Gambling is a problem in America. But gambling addiction issues with veterans are twice as high.
The Veterans Administration funded a study to determine the prevalence of problems and pathological gambling addictions within the U.S. military. The findings deserve our attention:
- One in 10 veterans have a problem or pathological gambling addiction (2 percent pathological addictions and 8 percent problem addictions to gambling)
- Unemployment plays a major role in whether the veteran had gambling addictions, and married veterans were more likely to have gambling addictions (not what psychologists and researchers expected to see)
- Veterans have about twice the rate of problems/pathological gambling addictions compared to the general, non-military population
- Both male and female veterans have almost identical problem and pathological gambling addiction rates (again, this is unusual – not what psychologists and researchers expected to see)
- Veterans with post-traumatic stress disorder, depression and anxiety tend to have more gambling addiction problems
- Younger veterans (20s) were more likely to be diagnosed as pathological gamblers (from previous data, most veterans with pathological gambling addictions are 35 and older, so this change in age for addiction was unexpected)
Veterans are immediately submitted to unhealthy methods of emotional escape when they return from combat. There is a strong temptation to find unhealthy coping mechanisms because you are trying to develop a new normal at home or deal with combat stress reactions. Many WWII veterans turned to alcohol, isolated themselves from family, and became workaholics when they returned from combat. While this was a way to cope with problems, it was not the best way.

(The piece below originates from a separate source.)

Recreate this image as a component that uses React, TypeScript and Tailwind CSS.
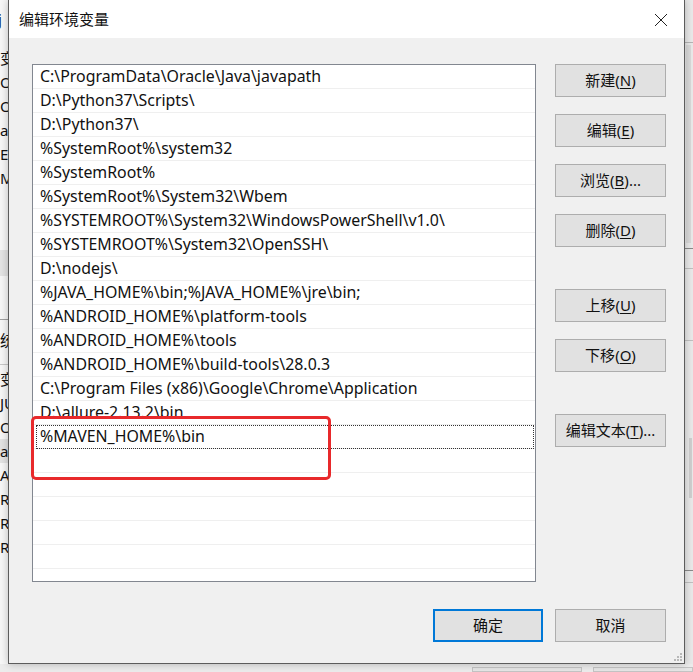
import React from "react";

const rows = [
  "C:\\ProgramData\\Oracle\\Java\\javapath",
  "D:\\Python37\\Scripts\\",
  "D:\\Python37\\",
  "%SystemRoot%\\system32",
  "%SystemRoot%",
  "%SystemRoot%\\System32\\Wbem",
  "%SYSTEMROOT%\\System32\\WindowsPowerShell\\v1.0\\",
  "%SYSTEMROOT%\\System32\\OpenSSH\\",
  "D:\\nodejs\\",
  "%JAVA_HOME%\\bin;%JAVA_HOME%\\jre\\bin;",
  "%ANDROID_HOME%\\platform-tools",
  "%ANDROID_HOME%\\tools",
  "%ANDROID_HOME%\\build-tools\\28.0.3",
  "C:\\Program Files (x86)\\Google\\Chrome\\Application",
  "D:\\allure-2.13.2\\bin",
  "%MAVEN_HOME%\\bin",
  "",
  "",
  "",
  "",
  "",
];

function Btn({ label, k, suffix, className = "" }: { label: string; k?: string; suffix?: string; className?: string }) {
  return (
    <div
      className={
        "w-[111px] h-[33px] shrink-0 flex items-center justify-center bg-[#e1e1e1] border border-[#adadad] text-[15px] text-[#111] " +
        className
      }
    >
      <span>
        {label}
        {k && (
          <>
            (<span className="underline underline-offset-2">{k}</span>){suffix}
          </>
        )}
      </span>
    </div>
  );
}

const topFrags = ["变", "Or", "Or", "a", "E", "M"];
const lowFrags = ["变", "JU", "OS", "a", "A", "R", "R", "R"];

function Frag({ s, hl = false }: { s: string; hl?: boolean }) {
  return (
    <div className={"h-[24px] shrink-0 flex items-center text-[15px] whitespace-nowrap " + (hl ? "bg-[#e3e3e3]" : "")}>{s}</div>
  );
}

export default function App() {
  return (
    <div className="relative w-[693px] h-[672px] overflow-hidden bg-[#ececec] font-['Noto_Sans','Noto_Sans_CJK_SC',sans-serif] text-[#111] flex flex-col">
      <div className="flex h-[664px] shrink-0">
        {/* background window on the left */}
        <div className="w-[8px] shrink-0 bg-[#f7f7f7] overflow-hidden flex flex-col">
          <div className="h-[38px] shrink-0 flex items-center text-[15px] -ml-[2px]">j</div>
          <div className="h-[8px] shrink-0" />
          {topFrags.map((s, i) => (
            <Frag key={i} s={s} />
          ))}
          <div className="h-[60px] shrink-0" />
          <div className="h-[26px] shrink-0 bg-[#e4e4e4]" />
          <div className="h-[44px] shrink-0 border-b border-[#a0a0a0]" />
          <div className="h-[8px] shrink-0" />
          <Frag s="统" />
          <div className="h-[13px] shrink-0 border-b border-[#c8c8c8]" />
          <div className="h-[2px] shrink-0" />
          {lowFrags.map((s, i) => (
            <Frag key={i} s={s} hl={i === 3} />
          ))}
        </div>

        {/* dialog */}
        <div className="relative w-[677px] shrink-0 border-x border-b border-[#5c5c5c] shadow-[0_0_8px_rgba(0,0,0,0.25)] flex flex-col bg-[#f0f0f0]">
          <div className="h-[38px] shrink-0 bg-white flex items-center justify-between pl-[10px] pr-[16px]">
            <span className="text-[15px] text-[#111] mt-[1px]">编辑环境变量</span>
            <svg width="14" height="14" viewBox="0 0 14 14" className="mt-[1px]">
              <path d="M1 1 L13 13 M13 1 L1 13" stroke="#222" strokeWidth="1" fill="none" />
            </svg>
          </div>
          <div className="flex pl-[23px] pt-[26px]">
            <div className="w-[504px] h-[518px] border border-[#828790] bg-white overflow-hidden flex flex-col">
              {rows.map((r, i) => (
                <div
                  key={i}
                  className="relative h-[24px] shrink-0 border-b border-[#efefef] pl-[7px] flex items-center text-[15.9px] whitespace-nowrap text-[#111]"
                >
                  {i === 15 && (
                    <div className="absolute left-[3px] right-[1px] top-0 bottom-[-1px] border border-dotted border-[#333]" />
                  )}
                  <span className="relative">{r}</span>
                </div>
              ))}
            </div>
            <div className="flex flex-col ml-[19px]">
              <Btn label="新建" k="N" />
              <Btn label="编辑" k="E" className="mt-[17px]" />
              <Btn label="浏览" k="B" suffix="..." className="mt-[17px]" />
              <Btn label="删除" k="D" className="mt-[17px]" />
              <Btn label="上移" k="U" className="mt-[42px]" />
              <Btn label="下移" k="O" className="mt-[17px]" />
              <Btn label="编辑文本" k="T" suffix="..." className="mt-[42px]" />
            </div>
          </div>
          <div className="flex justify-end pr-[18px] mt-[27px] gap-[12px]">
            <div className="w-[110px] h-[33px] flex items-center justify-center bg-[#e1e1e1] border-2 border-[#0078d7] text-[15px]">
              确定
            </div>
            <Btn label="取消" />
          </div>
          {/* resize grip */}
          <svg width="10" height="10" viewBox="0 0 10 10" className="absolute right-[1px] bottom-[1px]">
            {[[8, 2], [8, 5], [5, 5], [8, 8], [5, 8], [2, 8]].map(([x, y], i) => (
              <rect key={i} x={x - 1} y={y - 1} width="2" height="2" fill="#b8b8b8" />
            ))}
          </svg>
          {/* red highlight box (annotation over the list) */}
          <div className="absolute left-[22px] top-[416px] w-[300px] h-[64px] border-[3px] border-[#e8292b] rounded-[5px]" />
        </div>

        {/* background on the right */}
        <div className="flex-1 bg-[#e9e9e9] flex flex-col">
          <div className="h-[43px] shrink-0 border-b border-[#b5b5b5]" />
          <div className="h-[206px] shrink-0 border-b border-[#8a8a8a] pl-[1px] pt-[2px]">
            <div className="w-[5px] h-[198px] bg-[#dadada]" />
          </div>
          <div className="h-[20px] shrink-0 border-b border-[#c0c0c0]" />
          <div className="h-[72px] shrink-0 border-b border-[#c0c0c0]" />
          <div className="h-[97px] shrink-0" />
          <div className="h-[60px] shrink-0 ml-[4px] w-[3px] bg-[#cfcfcf]" />
          <div className="h-[73px] shrink-0 border-b border-[#8a8a8a]" />
          <div className="h-[12px] shrink-0 border-b border-[#c0c0c0]" />
        </div>
      </div>
      {/* background at the bottom */}
      <div className="flex-1 flex gap-[11px] pl-[472px] pt-[3px]">
        <div className="w-[110px] border border-[#c4c4c4] bg-[#e6e6e6]" />
        <div className="w-[100px] border border-[#c4c4c4] bg-[#e6e6e6]" />
      </div>
    </div>
  );
}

Gambling easily lends itself to a destructive path. In short order, people quickly become compulsive gamblers, grow financially unstable, throw away friends and family, end marriages, abandon children, risk loosing a security clearance, jeopardize his/her military career, and even contemplate suicide.
Know the signs that point to a gambling addiction. If you have a battle buddy or know a veteran who needs help, don’t wait. Tell him/her what you see. Encourage that person to get help. State agencies and military posts offer free gambling addiction resources. It is important that we act quickly when someone is at risk. The loss of family and financial security may be enough for someone to consider suicide. Your actions can help to save a life.
The National Council on Problem Gambling has a 24/7 confidential hotline: 1-800-522-4700.
Gamblers Anonymous offers a link with state hotlines at http://www.gamblersanonymous.org/ga/hotlines
Military One Source offers free and confidential counseling for service members and military family members: 1-800-342-9647.
Focus on the Family offers faith-based counseling: 1-855-771-HELP (4357).